Here he is! OK, I have no idea what's up with the leg-thing he's doing in the first song - maybe that's the way his nerves express themselves? But he did a nice job, and his pitch is not too painful for a beginning string player!



Yes, he was forced to wear the outfit, and complained about having to dress up. He wanted to wear pajamas. To borrow a phrase from my mom's friend Kaye, "Oh well!"

Saturday, March 10, 2012

A joke no one else will think is funny

Today, on this lovely spring-like afternoon, I went for a jog and took Miles with me on his bike. On the way home, he was complaining about a very loud car, and I took on the Daddy role briefly and explained about mufflers. I felt rather proud of myself.

A few blocks later, a van screeched to a halt, brakes squealing. I explained that that car probably needed new brakes, and that was why it sounded like that.

Miles answered, "Yeah, it sounds JUST like macaroni cooking in a pot!" Um...?
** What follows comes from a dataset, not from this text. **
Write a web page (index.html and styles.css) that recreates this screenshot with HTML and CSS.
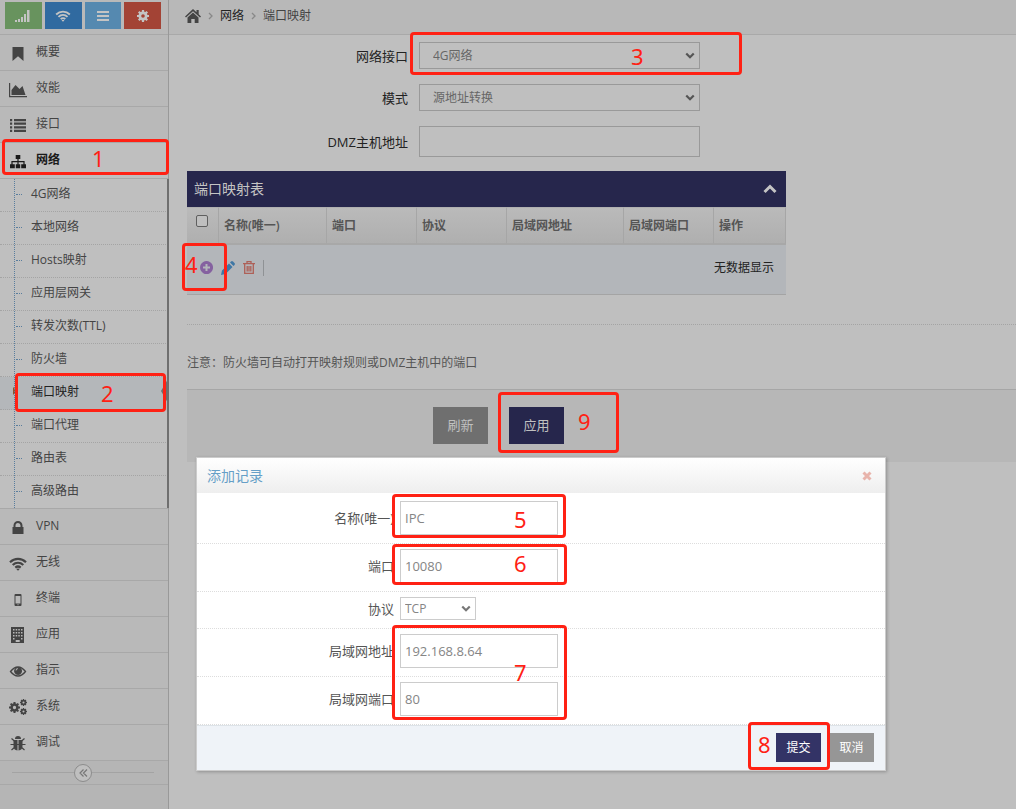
FILE: index.html
```
<!DOCTYPE html>
<html lang="zh-CN">
<head>
<meta charset="utf-8">
<title>端口映射</title>
<link rel="stylesheet" href="styles.css">
</head>
<body>
<svg class="sprite" aria-hidden="true">
  <symbol id="chevron" viewBox="0 0 12 8"><path d="M1.5 1.5 6 6l4.500-4.500" fill="none" stroke="currentColor" stroke-width="2.600"/></symbol>
  <symbol id="wifi" viewBox="0 0 18 14"><g fill="none" stroke="currentColor" stroke-width="2.200"><path d="M1 5.200C5.600 .8 12.400.8 17 5.200"/><path d="M3.700 8C6.800 5.100 11.200 5.100 14.300 8"/><path d="M6.300 10.600C8 9.200 10 9.200 11.700 10.600"/></g><path d="M7.300 12 9 13.800 10.700 12Q9 10.800 7.300 12Z"/></symbol>
  <symbol id="gear" viewBox="0 0 14 14"><circle cx="7" cy="7" r="3.700" fill="none" stroke="currentColor" stroke-width="3.200"/><path d="M7 0v3M7 11v3M0 7h3M11 7h3M2.050 2.050l2.200 2.200M9.750 9.750l2.200 2.200M2.050 11.950l2.200-2.200M9.750 4.250l2.200-2.200" stroke="currentColor" stroke-width="2.600"/></symbol>
</svg>
<div class="app">
  <aside class="sidebar">
    <div class="shortcuts">
      <button class="shortcut green" aria-label="信号"><svg width="16" height="13" viewBox="0 0 16 13"><path d="M0 11h2v2H0zM3 10h2v3H3zM6 8h2v5H6zM9 5h2v8H9zM12 1h2.500v12H12z"/></svg></button>
      <button class="shortcut blue" aria-label="无线"><svg width="16" height="12"><use href="#wifi"/></svg></button>
      <button class="shortcut sky" aria-label="列表"><svg width="12" height="10" viewBox="0 0 12 10"><path d="M0 0h12v2H0zM0 4h12v2H0zM0 8h12v2H0z"/></svg></button>
      <button class="shortcut red" aria-label="设置"><svg width="12" height="12"><use href="#gear"/></svg></button>
    </div>
    <nav class="menu">
      <a href="#" class="item"><svg width="18" height="18" viewBox="0 0 18 18"><path d="M3.500 3h11v14L9 12.200 3.500 17z"/></svg>概要</a>
      <a href="#" class="item"><svg width="18" height="18" viewBox="0 0 18 18"><path d="M0 3h1.200v13H18v1.200H0zM2.500 15V10L6.500 5l4 4 3-3 3 9z"/></svg>效能</a>
      <a href="#" class="item"><svg width="18" height="18" viewBox="0 0 18 18"><path d="M1 3h2.200v2.200H1zM5 3h12v2.200H5zM1 6.600h2.200v2.200H1zM5 6.600h12v2.200H5zM1 10.200h2.200v2.200H1zM5 10.200h12v2.200H5zM1 13.800h2.200V16H1zM5 13.800h12V16H5z"/></svg>接口</a>
      <a href="#" class="item open"><svg width="18" height="18" viewBox="0 0 18 18"><path d="M6.700 3h4.600v4H9.600v2h6v3.200H17v4h-4.800v-4h2.200V10.200H9.600v2h1.600v4H6.800v-4h1.600v-2H3.600v2h2.200v4H1v-4h1.400V9h6V7H6.700z"/></svg>网络</a>
      <div class="submenu">
        <a href="#">4G网络</a>
        <a href="#">本地网络</a>
        <a href="#">Hosts映射</a>
        <a href="#">应用层网关</a>
        <a href="#">转发次数(TTL)</a>
        <a href="#">防火墙</a>
        <a href="#" class="current" aria-current="page">端口映射</a>
        <a href="#">端口代理</a>
        <a href="#">路由表</a>
        <a href="#">高级路由</a>
      </div>
      <a href="#" class="item"><svg width="18" height="18" viewBox="0 0 18 18"><path d="M3.500 9h1V7.500a4.500 4.500 0 0 1 9 0V9h1v7h-11zM6.500 9h5V7.500a2.500 2.500 0 0 0-5 0z"/></svg>VPN</a>
      <a href="#" class="item"><svg width="18" height="18" viewBox="0 -3 18 18"><use href="#wifi" width="18" height="14"/></svg>无线</a>
      <a href="#" class="item"><svg width="18" height="18" viewBox="0 0 18 18"><path fill-rule="evenodd" d="M6.500 4h5q1 0 1 1v10q0 1-1 1h-5q-1 0-1-1V5q0-1 1-1zM6.500 6v7.500h5V6zM8.500 14.200v1h1v-1z"/></svg>终端</a>
      <a href="#" class="item"><svg width="18" height="18" viewBox="0 0 18 18"><path fill-rule="evenodd" d="M2 1h13v16H2zM4 3v1.500h1.500V3zM6.700 3v1.500h1.500V3zM9.300 3v1.500h1.500V3zM12 3v1.500h1.500V3zM4 6v1.500h1.500V6zM6.700 6v1.500h1.500V6zM9.300 6v1.500h1.500V6zM12 6v1.500h1.500V6zM4 9v1.500h1.500V9zM6.700 9v1.500h1.500V9zM9.300 9v1.500h1.500V9zM12 9v1.500h1.500V9zM4 12v1.500h1.500V12zM12 12v1.500h1.500V12zM6.700 14v2h4v-2z"/></svg>应用</a>
      <a href="#" class="item"><svg width="18" height="18" viewBox="0 0 18 18"><path d="M1.500 9.500Q5 5 9 5t7.500 4.500Q13 14 9 14T1.500 9.500Z" fill="none" stroke="currentColor" stroke-width="1.300"/><path fill-rule="evenodd" d="M9 5a4 4 0 1 0 .1 0zM9 6.200a2.300 2.300 0 0 0-2.400 2.400h.8A1.600 1.600 0 0 1 9 7z"/></svg>指示</a>
      <a href="#" class="item"><svg width="18" height="18" viewBox="0 0 18 18"><use href="#gear" x="0" y="4" width="11" height="11"/><use href="#gear" x="11" y="1" width="7" height="7"/><use href="#gear" x="11" y="10" width="7" height="7"/></svg>系统</a>
      <a href="#" class="item"><svg width="18" height="18" viewBox="0 0 18 18"><path d="M6 5a3 3 0 0 1 6 0zM4.500 6h4v10.500Q4.500 16 4.500 12zM9.500 6h4v6q0 4-4 4.500z"/><path d="M2.500 4.500 6 7.500M15.500 4.500 12 7.500M1.500 10.500h15M2.500 16 6 13M15.500 16 12 13" fill="none" stroke="currentColor" stroke-width="1.200"/></svg>调试</a>
    </nav>
    <div class="collapse">
      <button aria-label="收起菜单"><svg width="9" height="8" viewBox="0 0 9 8"><path d="M4.500.5 1 4l3.500 3.500M8 .5 4.500 4 8 7.500" fill="none" stroke="currentColor" stroke-width="1.200"/></svg></button>
    </div>
  </aside>

  <main class="main">
    <nav class="crumbs">
      <svg width="16" height="14" viewBox="0 0 16 14"><path d="M8 0 11.500 3.200V1h2.200v4.200L16 7.500l-1 1L8 2.200 1 8.500l-1-1zM8 3.500l5.500 5V14H9.700v-4H6.300v4H2.500V8.500z"/></svg>
      <svg class="sep" width="5" height="8" viewBox="0 0 5 8"><path d="m1 1 3 3-3 3" fill="none" stroke="currentColor" stroke-width="1.300"/></svg>
      <a href="#">网络</a>
      <svg class="sep" width="5" height="8" viewBox="0 0 5 8"><path d="m1 1 3 3-3 3" fill="none" stroke="currentColor" stroke-width="1.300"/></svg>
      <span>端口映射</span>
    </nav>
    <div class="page">
      <form class="settings">
        <div class="row"><label for="iface">网络接口</label><span class="pick"><select id="iface"><option>4G网络</option></select><svg width="10" height="7"><use href="#chevron"/></svg></span></div>
        <div class="row"><label for="mode">模式</label><span class="pick"><select id="mode"><option>源地址转换</option></select><svg width="10" height="7"><use href="#chevron"/></svg></span></div>
        <div class="row"><label for="dmz">DMZ主机地址</label><input id="dmz" type="text"></div>
      </form>

      <section class="widget">
        <header><h2>端口映射表</h2><button aria-label="折叠"><svg width="14" height="10" viewBox="0 0 14 10"><path d="m1.500 8 5.500-5.500L12.500 8" fill="none" stroke="currentColor" stroke-width="3"/></svg></button></header>
        <table>
          <thead><tr>
            <th class="c-check"><input type="checkbox" aria-label="全选"></th>
            <th class="c-name">名称(唯一)</th><th class="c-port">端口</th><th class="c-port">协议</th>
            <th class="c-addr">局域网地址</th><th class="c-port">局域网端口</th><th>操作</th>
          </tr></thead>
        </table>
        <div class="tools">
          <button class="add" aria-label="添加"><svg width="13" height="13" viewBox="0 0 13 13"><path fill-rule="evenodd" d="M6.500 0a6.500 6.500 0 1 0 .1 0zM5.500 3v2.500H3v2h2.500V10h2V7.500H10v-2H7.500V3z"/></svg></button>
          <button class="edit" aria-label="编辑"><svg width="14" height="14" viewBox="0 0 14 14"><path d="M0 14 1 9.500 8 2.500 11.500 6l-7 7zM9 1.500l1-1q1-.8 2 0L13.500 2q.8 1 0 2l-1 1z"/></svg></button>
          <button class="del" aria-label="删除"><svg width="12" height="13" viewBox="0 0 12 13"><path d="M0 2.700h12M4 2.500V.7h4v1.800M1.700 3v9.300h8.600V3M4.200 5v5.500M6 5v5.500M7.800 5v5.500" fill="none" stroke="currentColor" stroke-width="1.300"/></svg></button>
          <span class="bar"></span>
          <span class="empty">无数据显示</span>
        </div>
      </section>

      <hr>
      <p class="note">注意：防火墙可自动打开映射规则或DMZ主机中的端口</p>
      <div class="actions"><button class="btn grey">刷新</button><button class="btn navy">应用</button></div>
    </div>
  </main>
</div>

<div class="dialog" role="dialog" aria-labelledby="dlg-title">
  <header><h3 id="dlg-title">添加记录</h3><button aria-label="关闭"><svg width="10" height="10" viewBox="0 0 10 10"><path d="m1.500 1.500 7 7m0-7-7 7" stroke="currentColor" stroke-width="3"/></svg></button></header>
  <form>
    <div class="field"><label for="f-name">名称(唯一)</label><input id="f-name" type="text" value="IPC"></div>
    <div class="field"><label for="f-port">端口</label><input id="f-port" type="text" value="10080"></div>
    <div class="field short"><label for="f-proto">协议</label><span class="pick"><select id="f-proto"><option>TCP</option></select><svg width="10" height="7"><use href="#chevron"/></svg></span></div>
    <div class="field"><label for="f-addr">局域网地址</label><input id="f-addr" type="text" value="192.168.8.64"></div>
    <div class="field"><label for="f-lport">局域网端口</label><input id="f-lport" type="text" value="80"></div>
  </form>
  <footer><button class="navy">提交</button><button class="grey">取消</button></footer>
</div>

<div class="mark m1"><span>1</span></div>
<div class="mark m2"><span>2</span></div>
<div class="mark m3"><span>3</span></div>
<div class="mark m4"><span>4</span></div>
<div class="mark m5"><span>5</span></div>
<div class="mark m6"><span>6</span></div>
<div class="mark m7"><span>7</span></div>
<div class="mark m8"><span>8</span></div>
<div class="mark m9"><span>9</span></div>
</body>
</html>
```
FILE: styles.css
```
* { box-sizing: border-box; }
body {
  margin: 0;
  position: relative;
  background: #bfbfbf;
  color: #444;
  font: 12px/18px "Open Sans", "Noto Sans CJK SC", sans-serif;
}
svg { display: block; fill: currentColor; flex: none; }
.sprite { position: absolute; width: 0; height: 0; }
a { color: inherit; text-decoration: none; }
button { border: 0; padding: 0; background: none; color: inherit; font: inherit; display: flex; align-items: center; justify-content: center; }
input, select { font: inherit; color: inherit; border-radius: 0; margin: 0; outline: 0; }
h2, h3, p { margin: 0; font-weight: 400; }

.app { display: flex; min-height: 100vh; }

/* Sidebar */
.sidebar { width: 169px; flex: none; background: #b5b5b5; border-right: 1px solid #999; }
.shortcuts { display: flex; gap: 3px; padding: 2px 7px 5px 5px; height: 35px; border-bottom: 1px solid #a8a8a8; background: #b9b9b9; }
.shortcut { flex: 1; color: #c4c4c4; }
.green { background: #68935e; }
.blue { background: #306aa0; }
.sky { background: #5589b0; }
.red { background: #a34335; }
.item { display: flex; align-items: center; gap: 9px; height: 36px; padding: 0 9px 2px; background: #b9b9b9; border-bottom: 1px solid #a8a8a8; }
.item svg { margin-top: 2px; }
.item.open { background: #bfbfbf; color: #1a1a1a; font-weight: 600; }
.submenu { position: relative; background: #bfbfbf; border-bottom: 1px solid #a8a8a8; }
.submenu::before { content: ""; position: absolute; left: 14px; top: 0; bottom: 0; border-left: 1px dotted #597d9d; z-index: 1; }
.submenu::after { content: ""; position: absolute; right: -1px; top: 0; bottom: 0; width: 2px; background: #6f6f6f; }
.submenu a { position: relative; display: block; height: 33px; padding: 6px 0 8px 31px; border-bottom: 1px dotted #a4a4a4; }
.submenu a:last-child { border-bottom: 0; height: 32px; }
.submenu a::before { content: ""; position: absolute; left: 16px; top: 15px; width: 6px; border-top: 1px dotted #597d9d; }
.submenu a.current { background: #b4b7ba; color: #222; }
.submenu a.current::before { left: 13px; top: 10px; width: 0; border: 4px solid transparent; border-left-color: #8d5530; border-right: 0; }
.submenu a.current::after { content: ""; position: absolute; right: 0; top: 2px; border: 12px solid transparent; border-right: 7px solid #6f6f6f; border-left: 0; }
.collapse { display: flex; align-items: center; height: 24px; padding: 0 14px 0 12px; border-bottom: 1px solid #a8a8a8; }
.collapse::before, .collapse::after { content: ""; flex: 1; border-top: 1px solid #a3a3a3; }
.collapse button { width: 18px; height: 18px; border: 1px solid #8c8c8c; border-radius: 50%; background: #bfbfbf; color: #777; }

/* Page */
.main { flex: 1; min-width: 0; }
.crumbs { display: flex; align-items: center; gap: 7px; height: 35px; padding: 0 0 2px 16px; background: #b8b8b8; border-bottom: 1px solid #a9a9a9; }
.crumbs a { color: #222; }
.crumbs .sep { color: #888; }
.page { padding: 7px 0 0 18px; }
.settings { display: flex; flex-direction: column; gap: 15px; width: 513px; max-width: 100%; }
.row { display: flex; align-items: center; gap: 11px; height: 27px; color: #222; }
.row:last-child { height: 31px; }
.row label { flex: 1; text-align: right; font-size: 13px; }
.pick { position: relative; display: flex; color: #666; }
.pick select { appearance: none; width: 100%; height: 100%; background: transparent; border: 1px solid #999; padding: 0 13px; }
.pick svg { position: absolute; right: 5px; top: 50%; margin-top: -4px; pointer-events: none; color: #555; }
.row .pick, .row input { width: 281px; height: 100%; }
.row input { background: transparent; border: 1px solid #999; }

.widget { width: 599px; max-width: 100%; margin-top: 14px; }
.widget header { display: flex; align-items: center; justify-content: space-between; height: 36px; padding: 0 9px 0 7px; background: #26264c; color: #c4c4c4; }
.widget h2 { font-size: 14px; }
table { width: 100%; border-collapse: separate; border-spacing: 0; table-layout: fixed; }
th { height: 38px; padding: 0 5px; text-align: left; font-weight: 600; color: #555; background: linear-gradient(#bababa, #afafaf); border-right: 1px solid #a6a6a6; border-top: 1px solid #b0b0b0; border-bottom: 2px solid #a8a8a8; }
.c-check { width: 32px; padding: 7px 0 0 9px; vertical-align: top; }
.c-check input { display: block; appearance: none; width: 12px; height: 12px; border: 1px solid #5f5f5f; border-radius: 2px; background: #bfbfbf; }
.c-name { width: 108px; }
.c-port { width: 90px; }
.c-addr { width: 117px; }
.tools { display: flex; align-items: center; height: 50px; padding: 0 12px 4px 13px; gap: 8px; background: #b3b6ba; border-bottom: 1px solid #a4a4a4; }
.add { color: #8561a0; }
.edit { color: #3f77a5; }
.del { color: #ae6057; }
.bar { height: 16px; border-left: 1px solid #8f9295; }
.empty { margin-left: auto; color: #222; }
hr { margin: 29px 0 0; border: 0; border-top: 1px dotted #a4a4a4; }
.note { margin: 29px 0 17px; color: #555; }
.actions { display: flex; gap: 21px; height: 73px; padding: 17px 0 18px 246px; background: #b7b7b7; border-top: 1px solid #a6a6a6; }
.btn { width: 55px; padding-bottom: 2px; color: #c0c0c0; font-size: 13px; }
.btn.grey { background: #6f6f6f; }
.btn.navy { background: #26264c; }

/* Add-record dialog */
.dialog { position: absolute; left: 196px; top: 457px; width: 690px; background: #fff; border: 1px solid #ccc; box-shadow: 1px 1px 3px rgba(0, 0, 0, .25); color: #555; }
.dialog header { display: flex; align-items: center; justify-content: space-between; height: 35px; padding: 0 13px 0 10px; background: linear-gradient(#fff, #eee); }
.dialog h3 { font-size: 14px; color: #669fc7; }
.dialog header button { color: #e8b4ac; }
.field { display: flex; align-items: center; gap: 6px; height: 48px; padding-bottom: 3px; border-bottom: 1px dotted #ddd; }
.field:first-child { height: 51px; padding-bottom: 0; }
.field.short { height: 37px; }
.field label { width: 197px; text-align: right; font-size: 13px; white-space: nowrap; }
.field input { width: 158px; height: 34px; padding: 0 4px; border: 1px solid #ccc; background: #fff; color: #858585; font-size: 13px; }
.field .pick { width: 76px; height: 23px; color: #858585; }
.field .pick select { border-color: #ccc; padding: 0 4px; }
.field .pick svg { color: #777; }
.dialog footer { display: flex; justify-content: flex-end; gap: 8px; padding: 7px 11px 8px; background: #eff3f8; border-top: 1px solid #dde3e8; }
.dialog footer button { width: 45px; height: 29px; color: #fff; }
.dialog .navy { background: #333366; }
.dialog .grey { background: #969696; }

/* Numbered step marks */
.mark { position: absolute; border: 3px solid #ff2114; border-radius: 4px; pointer-events: none; }
.mark span { position: absolute; color: #ff2114; font: 22px/22px "Noto Sans", sans-serif; }
.m1 { left: 2px; top: 139px; width: 167px; height: 36px; }
.m1 span { left: 87px; top: 5px; }
.m2 { left: 15px; top: 373px; width: 151px; height: 39px; }
.m2 span { left: 83px; top: 6px; }
.m3 { left: 410px; top: 32px; width: 332px; height: 43px; }
.m3 span { left: 218px; top: 10px; }
.m4 { left: 182px; top: 243px; width: 45px; height: 48px; }
.m4 span { left: 0; top: 7px; }
.m5 { left: 392px; top: 494px; width: 174px; height: 44px; }
.m5 span { left: 119px; top: 11px; }
.m6 { left: 392px; top: 544px; width: 175px; height: 41px; }
.m6 span { left: 119px; top: 5px; }
.m7 { left: 392px; top: 625px; width: 175px; height: 95px; }
.m7 span { left: 119px; top: 33px; }
.m8 { left: 748px; top: 722px; width: 82px; height: 48px; }
.m8 span { left: 7px; top: 8px; }
.m9 { left: 498px; top: 392px; width: 121px; height: 61px; }
.m9 span { left: 77px; top: 15px; }
```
It took me a second, but I got it. And now I will explain it to you:

We have a magnetic induction cooktop (which, incidentally, I LOVE when it's not being repaired). When a pot of water is boiling, and steam is escaping between the lid and pot, because of the magnetic vibrations it makes this very high-pitched metal-on-metal squeal until you reach over and adjust the lid.

Precisely like a van in need of a brake job.

So yes, Miles, that guy's brakes did sound like cooking macaroni.